Approchez-vous. Regardez bien ; c’est mieux qu’un roman. C’est une étrange guerre. C’est un très beau combat. À gauche, il y a Cioran, Valéry, Bataille, Artaud et la plupart des surréalistes… À droite, on aperçoit Paulhan, Caillois et Borges, Blanchot et Mallarmé… Profitez-en : pendant la bataille vous ne pourrez plus les distinguer. Les bannières sont levées. Roland Barthes rassure les uns – sans trop désavouer les autres. Des Forêts est assis, qui le regarde passer : n’importe où il s’ennuie. Enfin l’arbitre lève la main pour ouvrir le combat. Il semble très jeune, ses yeux sont très bleus, et l’on ne dirait pas qu’il a plus de cent ans. Il a deux trous rouges au côté droit.
Laurent Nunez est né le 20 mai 1978 à Orléans. Il vit à Paris. Les Écrivains contre l’Écriture est son premier essai. À partir des conclusions qu’il en a tirées, il écrit son premier roman.
C’est l’autobiographie d’un jeune homme d’aujourd’hui, si peu sûr de sa voix qu’il choisit d’en emprunter quatre autres pour raconter sa vie : celle de Quignard pour tenter de comprendre l’amnésie frappant un amour de jeunesse, celle de Duras pour dire la recherche effrénée de l’amour, celle de Proust qui, sur le canevas de La Recherche du temps perdu, relate les péripéties d’une vie entière, de l’enfance jusqu’à l’avènement de l’écriture ; enfin celle de Genet pour dire l’incapacité à aimer.
C’est l’histoire d’un garçon qui n’arrive pas à aimer, qui ne comprend rien au monde et qui décide d’écrire cette incompréhension. C’est l’histoire de Laurent qui devient écrivain.

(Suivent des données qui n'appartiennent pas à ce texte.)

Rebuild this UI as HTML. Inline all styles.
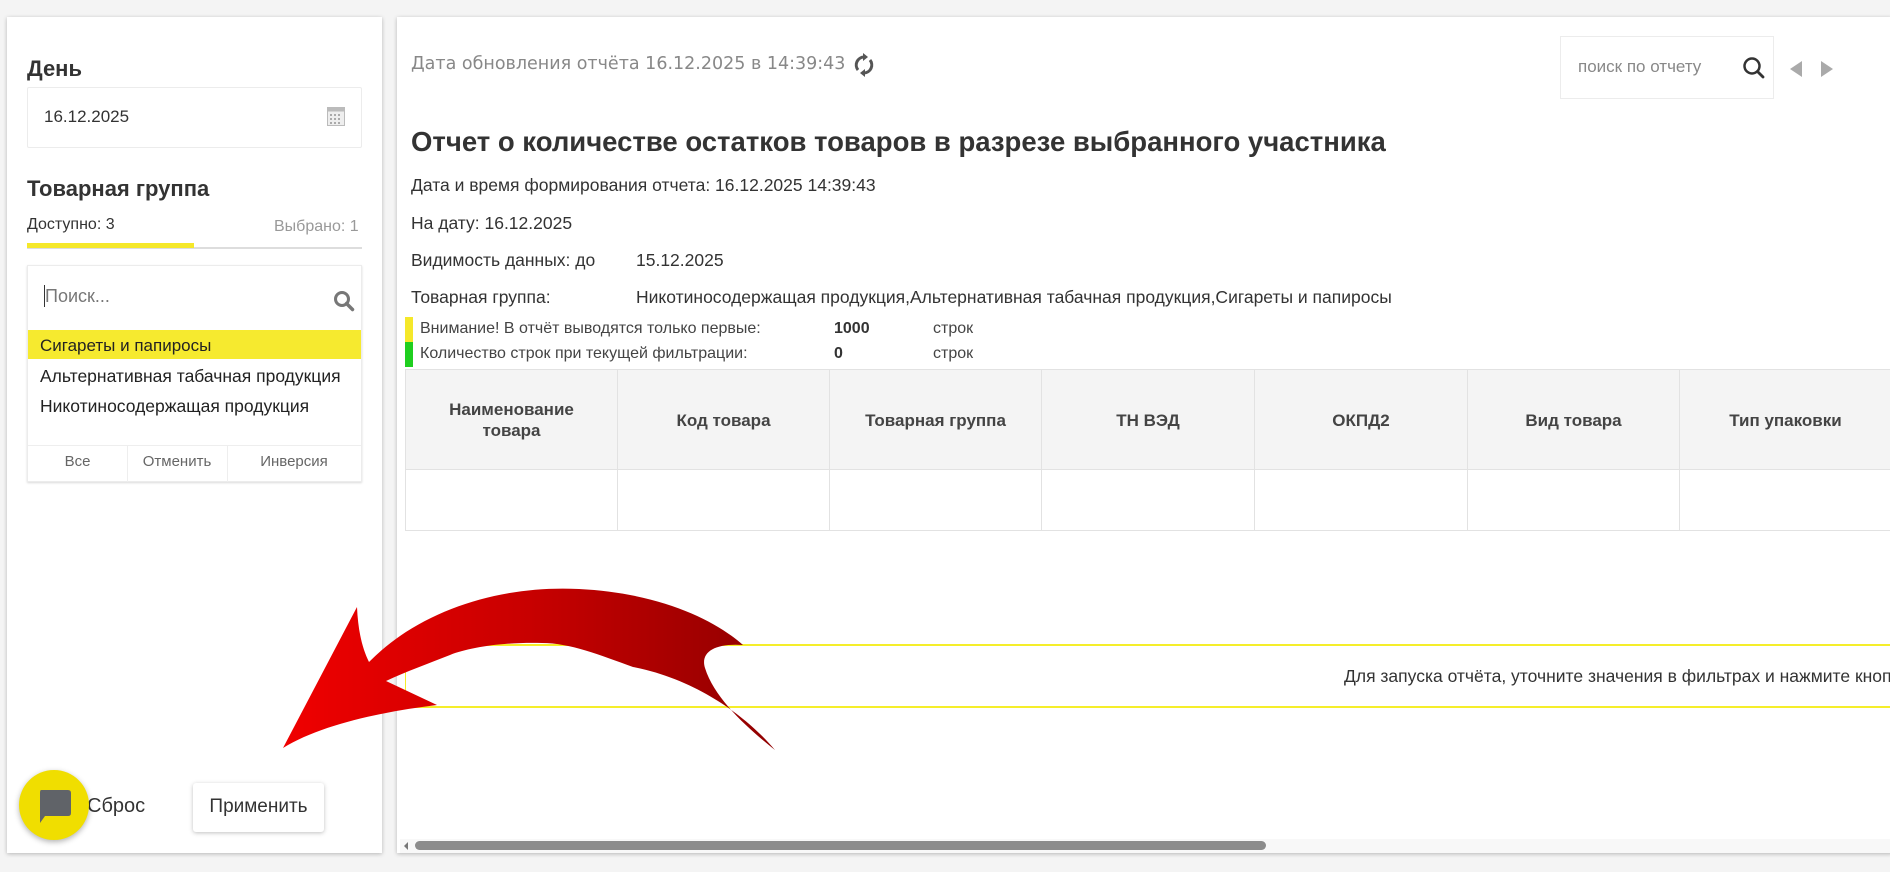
<!DOCTYPE html>
<html><head><meta charset="utf-8">
<style>
*{margin:0;padding:0;box-sizing:border-box}
html,body{width:1890px;height:872px;overflow:hidden;background:#f4f4f4;font-family:"Liberation Sans",Arial,sans-serif;color:#333}
.abs{position:absolute}
.panel{position:absolute;background:#fff;box-shadow:0 1px 4px rgba(0,0,0,.25)}
.t{position:absolute;white-space:nowrap}
.th{position:absolute;top:0;height:100px;border-right:1px solid #e2e2e2;display:flex;align-items:center;justify-content:center;text-align:center;font-weight:bold;font-size:17px;color:#444;line-height:21px}
.td{position:absolute;top:100px;height:61px;border-right:1px solid #e2e2e2}
</style></head><body>

<!-- left panel -->
<div class="panel" style="left:7px;top:17px;width:375px;height:836px"></div>
<div class="t" style="left:27px;top:56px;font-size:22px;font-weight:bold;color:#333">День</div>
<div class="abs" style="left:27px;top:87px;width:335px;height:61px;border:1px solid #ececec;border-radius:2px"></div>
<div class="t" style="left:44px;top:107px;font-size:17px;color:#333">16.12.2025</div>
<svg class="abs" style="left:327px;top:107px" width="18" height="19" viewBox="0 0 18 19"><rect x="0.5" y="0.5" width="17" height="18" fill="#eee" stroke="#bbb"/><rect x="0.5" y="0.5" width="17" height="4" fill="#bbb"/><g fill="#aaa"><rect x="3" y="7" width="2" height="2"/><rect x="7" y="7" width="2" height="2"/><rect x="11" y="7" width="2" height="2"/><rect x="3" y="11" width="2" height="2"/><rect x="7" y="11" width="2" height="2"/><rect x="11" y="11" width="2" height="2"/><rect x="3" y="15" width="2" height="2"/><rect x="7" y="15" width="2" height="2"/><rect x="11" y="15" width="2" height="2"/></g></svg>

<div class="t" style="left:27px;top:176px;font-size:22px;font-weight:bold;color:#333">Товарная группа</div>
<div class="t" style="left:27px;top:216px;font-size:16px;color:#333">Доступно: 3</div>
<div class="t" style="left:274px;top:218px;font-size:16px;color:#999">Выбрано: 1</div>
<div class="abs" style="left:27px;top:247px;width:335px;height:2px;background:#ddd"></div>
<div class="abs" style="left:27px;top:243px;width:167px;height:5px;background:#f5e82a"></div>

<div class="abs" style="left:27px;top:265px;width:335px;height:217px;border:1px solid #ececec;box-shadow:0 1px 2px rgba(0,0,0,.15)"></div>
<div class="abs" style="left:44px;top:285px;width:1px;height:22px;background:#333"></div>
<div class="t" style="left:45px;top:286px;font-size:18px;color:#777">Поиск...</div>
<svg class="abs" style="left:333px;top:290px" width="22" height="22" viewBox="0 0 22 22"><circle cx="9" cy="9" r="6.5" fill="none" stroke="#777" stroke-width="3"/><line x1="13.5" y1="13.5" x2="19.5" y2="19.5" stroke="#777" stroke-width="3.5" stroke-linecap="round"/></svg>
<div class="abs" style="left:28px;top:330px;width:333px;height:29px;background:#f6ea2f"></div>
<div class="t" style="left:40px;top:336px;font-size:17px;color:#222">Сигареты и папиросы</div>
<div class="t" style="left:40px;top:366px;font-size:17.5px;color:#222">Альтернативная табачная продукция</div>
<div class="t" style="left:40px;top:396px;font-size:17.5px;color:#222">Никотиносодержащая продукция</div>
<div class="abs" style="left:28px;top:445px;width:333px;height:1px;background:#eee"></div>
<div class="abs" style="left:127px;top:446px;width:1px;height:36px;background:#eee"></div>
<div class="abs" style="left:227px;top:446px;width:1px;height:36px;background:#eee"></div>
<div class="t" style="left:28px;top:453px;width:99px;text-align:center;font-size:15px;color:#666">Все</div>
<div class="t" style="left:127px;top:453px;width:100px;text-align:center;font-size:15px;color:#666">Отменить</div>
<div class="t" style="left:227px;top:453px;width:134px;text-align:center;font-size:15px;color:#666">Инверсия</div>

<div class="t" style="left:87px;top:795px;font-size:20px;color:#333">Сброс</div>
<div class="abs" style="left:193px;top:783px;width:131px;height:49px;background:#fff;border-radius:3px;box-shadow:0 1px 4px rgba(0,0,0,.25)"></div>
<div class="t" style="left:193px;top:796px;width:131px;text-align:center;font-size:19px;color:#333">Применить</div>
<div class="abs" style="left:19px;top:770px;width:70px;height:70px;border-radius:50%;background:#f0de00;box-shadow:0 2px 6px rgba(0,0,0,.3)"></div>
<svg class="abs" style="left:37px;top:790px" width="36" height="34" viewBox="0 0 36 34"><path d="M4 0 H31 Q34 0 34 3 V23 Q34 26 31 26 H8 L3 33 V3 Q3 0 4 0 Z" fill="#606368"/></svg>

<!-- right panel -->
<div class="panel" style="left:397px;top:17px;width:1496px;height:836px"></div>
<div class="t" style="left:411px;top:54px;font-family:'DejaVu Sans',Verdana,sans-serif;font-size:17.5px;color:#888">Дата обновления отчёта 16.12.2025 в 14:39:43</div>
<svg class="abs" style="left:853px;top:53px" width="22" height="24" viewBox="0 0 22 24"><path d="M11 4 A8 8 0 0 0 5 17" fill="none" stroke="#555" stroke-width="3"/><path d="M11 20 A8 8 0 0 0 17 7" fill="none" stroke="#555" stroke-width="3"/><path d="M10 0 L15 4 L10 8 Z" fill="#555"/><path d="M12 24 L7 20 L12 16 Z" fill="#555"/></svg>

<div class="abs" style="left:1560px;top:36px;width:214px;height:63px;border:1px solid #ececec"></div>
<div class="t" style="left:1578px;top:57px;font-size:17px;color:#888">поиск по отчету</div>
<svg class="abs" style="left:1742px;top:56px" width="24" height="24" viewBox="0 0 24 24"><circle cx="10" cy="10" r="7.5" fill="none" stroke="#333" stroke-width="2.5"/><line x1="15.5" y1="15.5" x2="21" y2="21" stroke="#333" stroke-width="2.8" stroke-linecap="round"/></svg>
<svg class="abs" style="left:1787px;top:60px" width="50" height="18" viewBox="0 0 50 18"><path d="M15 1 L3 9 L15 17 Z" fill="#aaa"/><path d="M34 1 L46 9 L34 17 Z" fill="#aaa"/></svg>

<div class="t" style="left:411px;top:126px;font-size:27.5px;font-weight:bold;color:#333">Отчет о количестве остатков товаров в разрезе выбранного участника</div>
<div class="t" style="left:411px;top:175px;font-size:17.5px;color:#333">Дата и время формирования отчета: 16.12.2025 14:39:43</div>
<div class="t" style="left:411px;top:213px;font-size:17.5px;color:#333">На дату: 16.12.2025</div>
<div class="t" style="left:411px;top:250px;font-size:17.5px;color:#333">Видимость данных: до</div>
<div class="t" style="left:636px;top:250px;font-size:17.5px;color:#333">15.12.2025</div>
<div class="t" style="left:411px;top:287px;font-size:17.5px;color:#333">Товарная группа:</div>
<div class="t" style="left:636px;top:287px;font-size:17.5px;color:#333">Никотиносодержащая продукция,Альтернативная табачная продукция,Сигареты и папиросы</div>

<div class="abs" style="left:405px;top:317px;width:8px;height:25px;background:#f5e82a"></div>
<div class="abs" style="left:405px;top:342px;width:8px;height:25px;background:#1fcf1f"></div>
<div class="t" style="left:420px;top:320px;font-size:16px;color:#444">Внимание! В отчёт выводятся только первые:</div>
<div class="t" style="left:834px;top:320px;font-size:16px;font-weight:bold;color:#333">1000</div>
<div class="t" style="left:933px;top:320px;font-size:16px;color:#444">строк</div>
<div class="t" style="left:420px;top:345px;font-size:16px;color:#444">Количество строк при текущей фильтрации:</div>
<div class="t" style="left:834px;top:345px;font-size:16px;font-weight:bold;color:#333">0</div>
<div class="t" style="left:933px;top:345px;font-size:16px;color:#444">строк</div>

<div class="abs" style="left:405px;top:369px;width:1488px;height:162px;border:1px solid #e2e2e2;overflow:hidden">
 <div class="abs" style="left:0;top:0;width:1488px;height:100px;background:#f4f4f4;border-bottom:1px solid #e2e2e2"></div>
 <div class="th" style="left:0;width:212px">Наименование<br>товара</div>
 <div class="th" style="left:212px;width:212px">Код товара</div>
 <div class="th" style="left:424px;width:212px">Товарная группа</div>
 <div class="th" style="left:636px;width:213px">ТН ВЭД</div>
 <div class="th" style="left:849px;width:213px">ОКПД2</div>
 <div class="th" style="left:1062px;width:212px">Вид товара</div>
 <div class="th" style="left:1274px;width:212px">Тип упаковки</div>
 <div class="td" style="left:0;width:212px"></div>
 <div class="td" style="left:212px;width:212px"></div>
 <div class="td" style="left:424px;width:212px"></div>
 <div class="td" style="left:636px;width:213px"></div>
 <div class="td" style="left:849px;width:213px"></div>
 <div class="td" style="left:1062px;width:212px"></div>
 <div class="td" style="left:1274px;width:212px"></div>
</div>

<div class="abs" style="left:405px;top:644px;width:1488px;height:64px;border-top:2px solid #f5ee2a;border-bottom:2px solid #f5ee2a;border-left:1px solid #f5ee2a;overflow:hidden">
 <div class="t" style="left:938px;top:20px;font-size:17.5px;color:#333">Для запуска отчёта, уточните значения в фильтрах и нажмите кнопку</div>
</div>

<div class="abs" style="left:400px;top:839px;width:1490px;height:14px;background:#f8f8f8"></div>
<div class="abs" style="left:415px;top:841px;width:851px;height:9px;border-radius:5px;background:#8c8c8c"></div>
<svg class="abs" style="left:402px;top:840px" width="8" height="12"><path d="M6 2 L2 6 L6 10 Z" fill="#777"/></svg>

<!-- red arrow -->
<svg class="abs" style="left:0;top:0" width="1890" height="872" viewBox="0 0 1890 872">
 <defs><linearGradient id="g" x1="283" y1="0" x2="775" y2="0" gradientUnits="userSpaceOnUse"><stop offset="0" stop-color="#f00000"/><stop offset="0.5" stop-color="#c80000"/><stop offset="1" stop-color="#900000"/></linearGradient></defs>
 <path d="M283,748 L357,607 C358,630 362,648 369,662 C420,610 500,585 579,589 C660,593 715,620 743,645 C715,643 700,652 705,668 C715,700 750,730 775,750 C750,720 700,680 633,667 C600,655 570,643 542,643 C505,642 470,647 450,655 C430,663 405,672 386,681 L437,705 C380,712 320,725 283,748 Z" fill="url(#g)"/>
</svg>

</body></html>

“ Me servir de ces écrivains comme d’une couverture, pour me cacher, pour avancer vers Fanny, vers Cédric, vers Etienne, et comme ces pompiers que j’imaginais perdus dans l’incendie d’une grande bibliothèque, cette couverture servirait à ce que moi-même je ne prenne pas feu » L. N
Voici le monde moderne : narcissisme des réseaux sociaux ; interdiction d’être en vacances de soi ; injonction ridicule : « Sois toi-même ! » Si je m’écorchais vif : trois écrivains qui ont pris congé d’eux-mêmes. Arthur Rimbaud a fui l’Europe. Victor Hugo a choisi l’exil. Jules Laforgue s’est absenté de son œuvre.
S’éclipsant lui-même de son livre, Laurent Nunez cède la parole à trois philosophes de l’effacement, Roland Barthes, Jacques Derrida, Maurice Blanchot, pour parler à sa place de chacun de ces auteurs. Ce brillant jeu littéraire sur le je littéraire nous parle du courage de ne plus considérer son moi comme essentiel et, bien au-delà, de la place de l’écrivain dans la société.
« Aujourd’hui, maman est morte. »
« DOUKIPUDDONKTAN, se demanda Gabriel, excédé. »
Voilà deux célèbres premières phrases de livres ô combien célèbres. Elles ouvrent L’Étranger et Zazie dans le métro. Ce livre en contient quinze autres (plus deux interludes) que Laurent Nunez examine mot après mot. Tout ce que l’on peut deviner d’une œuvre, et de son auteur, n’est-il pas contenu dans « sa » première phrase ?
Aussi instructif qu’ironique, aussi passionnant que savant, ce livre nous parle plus que des livres, il nous parle de l’amour, de la séparation, de la perte, de la vie même. Italo Calvino avait écrit Pourquoi lire les classiques ?, voici le « comment (re)lire les classiques ? » des temps nouveaux.